Seeing rock music canonized in a museum isn’t for everyone, of course. It starts endless watercooler debates here in the PSN office, and exiting the Annex left me with a heady mix of excitement for having seen cool objects, nostalgia for the days when I combed the surrounding neighborhood for import 12”s, and inevitably, sadness that, well, I’m getting older.

The best rock music is about right now, discovering the Brand New, and while I dug the Annex, by definition it celebrates the Was New. I’ve always been one of those folks who say that if you preserve music in a museum, you’ve consigned it to the past–and on a cold winter night, walking down streets that I hadn’t trod in ages, I was bummed that by my own rhetorical definition, Rock was unquestionably dead.

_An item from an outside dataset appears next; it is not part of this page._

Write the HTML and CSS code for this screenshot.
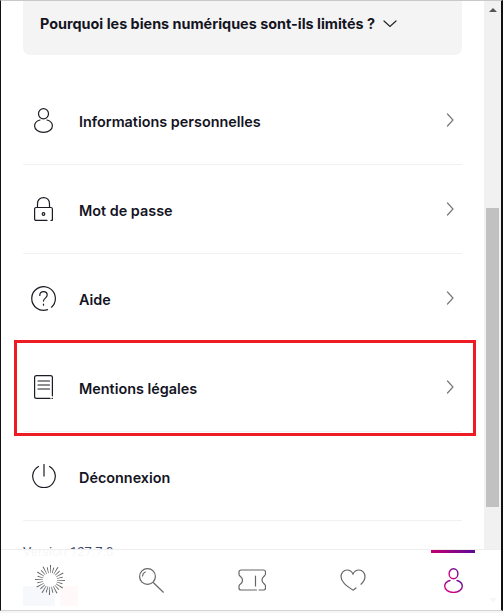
FILE: index.html
```html
<!DOCTYPE html>
<html lang="fr">
<head>
    <meta charset="UTF-8">
    <meta name="viewport" content="width=device-width, initial-scale=1.0">
    <title>Mon compte</title>
    <link rel="stylesheet" href="styles.css">
</head>
<body>
<div class="window">
    <div class="page">
        <main class="content">
            <div class="faq">
                <span>Pourquoi les biens numériques sont-ils limités ?</span>
                <svg class="faq-arrow" width="14" height="8" viewBox="0 0 14 8"><path d="M1 1l6 5.5L13 1"/></svg>
            </div>

            <ul class="menu">
                <li class="menu-item">
                    <span class="menu-icon">
                        <svg width="19" height="25" viewBox="0 0 19 25"><ellipse cx="9.5" cy="5.7" rx="5" ry="5.100"/><path d="M6 12C2.500 13 .6 15.500 .6 18c0 3.500 4 6.400 8.900 6.400s8.900-2.900 8.900-6.400c0-2.500-1.900-5-5.400-6"/></svg>
                    </span>
                    <span class="menu-label">Informations personnelles</span>
                    <svg class="menu-chevron" width="9" height="14" viewBox="0 0 9 14"><path d="M1.500 1l5.500 6-5.500 6"/></svg>
                </li>
                <li class="menu-item">
                    <span class="menu-icon">
                        <svg width="19" height="24" viewBox="0 0 19 24"><path d="M3.500 10.500V6.800C3.500 3 6 .6 9.500 .6s6 2.400 6 6.200v3.700"/><path d="M17 23.400h1a.6.6 0 0 0 .4-.6V12a1.500 1.500 0 0 0-1.500-1.500H2.100A1.500 1.500 0 0 0 .6 12v9.900a1.500 1.500 0 0 0 1.500 1.500H13"/><circle cx="9.500" cy="17" r="1.300"/></svg>
                    </span>
                    <span class="menu-label">Mot de passe</span>
                    <svg class="menu-chevron" width="9" height="14" viewBox="0 0 9 14"><path d="M1.500 1l5.500 6-5.500 6"/></svg>
                </li>
                <li class="menu-item">
                    <span class="menu-icon">
                        <svg width="25" height="25" viewBox="0 0 25 25"><path d="M16.500 23.600A11.800 11.800 0 1 1 20.500 21.200"/><path d="M8.800 9.500c0-2.400 1.600-3.900 3.700-3.900s3.700 1.500 3.700 3.500c0 3-3.700 3-3.700 6"/><path d="M12.500 18v1.200"/></svg>
                    </span>
                    <span class="menu-label">Aide</span>
                    <svg class="menu-chevron" width="9" height="14" viewBox="0 0 9 14"><path d="M1.500 1l5.500 6-5.500 6"/></svg>
                </li>
                <li class="menu-item">
                    <span class="menu-icon">
                        <svg width="19" height="24" viewBox="0 0 19 24"><path d="M16 23.400H2.500A1.900 1.900 0 0 1 .6 21.500V2.500A1.900 1.900 0 0 1 2.500 .6h14A1.900 1.900 0 0 1 18.400 2.500v18.300"/><path d="M18.400 23.400h-.3"/><path d="M4 6h11.500M4 10h11.500M4 14h11.500"/></svg>
                    </span>
                    <span class="menu-label">Mentions légales</span>
                    <svg class="menu-chevron" width="9" height="14" viewBox="0 0 9 14"><path d="M1.500 1l5.500 6-5.500 6"/></svg>
                </li>
                <li class="menu-item">
                    <span class="menu-icon">
                        <svg width="24" height="24" viewBox="0 0 24 24"><path d="M6.500 2.500a11.300 11.300 0 1 0 11 0"/><path d="M12 .6v11.500"/></svg>
                    </span>
                    <span class="menu-label">Déconnexion</span>
                </li>
            </ul>

            <div class="version">Version 127.7.0</div>
            <div class="flags"><span class="flag-fr"></span><span class="flag-en"></span></div>
        </main>

        <div class="scrollbar">
            <span class="scroll-up"></span>
            <div class="scroll-track"><div class="scroll-thumb"></div></div>
            <span class="scroll-down"></span>
        </div>
    </div>

    <nav class="tabbar">
        <a class="tab">
            <svg width="30" height="30" viewBox="0 0 30 30" class="tab-icon tab-sun">
                <circle cx="15" cy="15" r="11" stroke-width="8" pathLength="240" stroke-dasharray="3 17"/>
                <circle cx="15" cy="15" r="10" stroke-width="6" pathLength="240" stroke-dasharray="3 17" stroke-dashoffset="10"/>
            </svg>
        </a>
        <a class="tab">
            <svg width="25" height="25" viewBox="0 0 25 25" class="tab-icon"><circle cx="8.500" cy="8.500" r="7.900"/><path d="M3.500 8c.2-2 1.200-3.300 2.800-4"/><path d="M14.500 14.800l9.800 9.400"/></svg>
        </a>
        <a class="tab">
            <svg width="28" height="22" viewBox="0 0 28 22" class="tab-icon"><path d="M21 21h4.500a2 2 0 0 0 2-2v-2c0-1-.7-1.500-1.500-2.300-1.300-1-2-2.200-2-3.700s.7-2.700 2-3.700c.8-.8 1.500-1.300 1.500-2.300V3a2 2 0 0 0-2-2H3a2 2 0 0 0-2 2v2.300c0 1 .7 1.500 1.500 2.300 1.300 1 2 2.200 2 3.700s-.7 2.700-2 3.700C1.700 15.500 1 16 1 17v2a2 2 0 0 0 2 2h15.500"/><path d="M17.500 7v10"/></svg>
        </a>
        <a class="tab">
            <svg width="26" height="22" viewBox="0 0 26 22" class="tab-icon"><path d="M16 19l-2.300 1.800c-.4.300-.9.300-1.300 0C7 17 1 13 1 7.500 1 3.800 3.800 1 7 1c2.500 0 4.800 1.400 6 4 1.200-2.600 3.500-4 6-4 3.200 0 6 2.800 6 6.500 0 3-1.800 5.600-4 7.700"/></svg>
        </a>
        <a class="tab tab-active">
            <svg width="19" height="25" viewBox="0 0 19 25" class="tab-icon">
                <defs><linearGradient id="profil" x1="0" y1="1" x2="1" y2="0"><stop offset="0" stop-color="#e6007e"/><stop offset="1" stop-color="#5a0a96"/></linearGradient></defs>
                <ellipse cx="9.500" cy="5.700" rx="4.400" ry="5" stroke="url(#profil)"/>
                <path d="M6 12.500C2.500 13.500 .7 15.500 .7 18.200c0 3.500 4 6.200 8.800 6.200s8.800-2.700 8.800-6.200c0-2.700-1.800-4.700-5.300-5.700" stroke="url(#profil)"/>
            </svg>
        </a>
    </nav>

    <!-- encadre rouge -->
    <div class="highlight"></div>
</div>
</body>
</html>
```

FILE: styles.css
```css
/* Reset some default styles */
html, body {
    margin: 0;
    padding: 0;
    height: 100%;
    overflow: hidden;
    font-family: Inter, "Liberation Sans", sans-serif;
    background: #f5f5f5;
}

.window {
    position: relative;
    height: 611px;
    box-sizing: border-box;
    background: #fff;
    border-left: 1px solid #111;
    border-right: 2px solid #111;
    border-top: 1px solid #c9c9c9;
    border-bottom: 1px solid #d4d4d4;
    overflow: hidden;
}

.page {
    display: flex;
    height: 100%;
}

.content {
    flex: 1;
    padding: 0 22px;
}

.faq {
    display: flex;
    align-items: center;
    gap: 8px;
    height: 54px;
    padding: 0 17px 9px;
    box-sizing: border-box;
    background: #f4f4f4;
    border-radius: 0 0 7px 7px;
    font-size: 14.4px;
    font-weight: 700;
    color: #14141f;
}

.faq-arrow path,
.menu-icon svg,
.menu-chevron path,
.tab-icon {
    fill: none;
    stroke-linecap: round;
}

.faq-arrow path {
    stroke: #222;
    stroke-width: 1.2;
}

.menu {
    list-style: none;
    margin: 21px 0 0;
    padding: 0;
}

.menu-item {
    display: flex;
    align-items: center;
    height: 89px;
    box-sizing: border-box;
    border-bottom: 1px solid #f1f1f1;
}

.menu-icon {
    display: flex;
    justify-content: center;
    width: 41px;
}

.menu-icon svg {
    stroke: #1c1c24;
    stroke-width: 1.2;
}

.menu-label {
    flex: 1;
    margin: 2px 0 0 15px;
    font-size: 14.4px;
    font-weight: 600;
    color: #14141f;
}

.menu-chevron {
    margin-right: 7px;
}

.menu-chevron path {
    stroke: #777;
    stroke-width: 1.2;
}

.version {
    margin-top: 23px;
    font-size: 13px;
    line-height: 15px;
    color: #3c4a6a;
    font-family: Roboto, sans-serif;
}

.flags {
    display: flex;
    margin-top: 27px;
}

.flag-fr,
.flag-en {
    height: 20px;
}

.flag-fr {
    width: 32px;
    background: #6673c4;
}

.flag-en {
    width: 18px;
    margin-left: 5px;
    background: #f28080;
}

/* fausse barre de defilement */
.scrollbar {
    width: 17px;
    background: #f1f1f1;
    display: flex;
    flex-direction: column;
    align-items: center;
}

.scroll-track {
    flex: 1;
    width: 100%;
    padding: 196px 2px 0;
    box-sizing: border-box;
}

.scroll-thumb {
    height: 299px;
    background: #c1c1c1;
}

.scroll-up,
.scroll-down {
    display: block;
    width: 0;
    height: 0;
    border-left: 4px solid transparent;
    border-right: 4px solid transparent;
}

.scroll-up {
    margin-top: 7px;
    border-bottom: 4px solid #555;
}

.scroll-down {
    margin-bottom: 8px;
    border-top: 4px solid #555;
}

.tabbar {
    position: absolute;
    left: -1px;
    right: 0;
    bottom: 0;
    height: 60px;
    display: flex;
    background: rgba(255, 255, 255, 0.95);
    border-top: 1px solid #eee;
}

.tab {
    flex: 0 0 100.8px;
    display: flex;
    align-items: center;
    justify-content: center;
    position: relative;
}

.tab-icon {
    stroke: #666;
    stroke-width: 1.2;
}

.tab-sun {
    stroke-linecap: butt;
    stroke: #666;
}

.tab-active .tab-icon {
    stroke-width: 1.4;
}

.tab-active::before {
    content: "";
    position: absolute;
    top: 0;
    left: 28px;
    width: 44px;
    height: 3px;
    background: linear-gradient(to right, #c4006e, #5a0a96);
}

.highlight {
    position: absolute;
    left: 13px;
    top: 339px;
    width: 462px;
    height: 96px;
    box-sizing: border-box;
    border: 3px solid #ed1c24;
}
```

Lost in thought, I kept walking towards the 1 subway (it was a long walk) and eventually found myself in front of Bleeker Bob’s, the landmark record shop of my youth. I hadn’t been in there in 10 years, easy. Inside, it still looked like hell, the rare 45s on the wall were still outrageously priced, and the counter staff still sneered. It was refreshingly the same–a living relic of the Mental Rock Hall of Fame that exists in my own head.

While I was there, the stereo was blasting some band that will never in a million years wind up in the Annex. It was a God-awful racket–like I said, I’m getting older–but all the same, a kid shoved by me to go to the counter, plunk down his money and buy the racket right off the turntable. Walking out of the store, he had a familiar look on his face and I had to smile, ’cause I knew it so well: He had discovered the Brand New. Rock is not dead.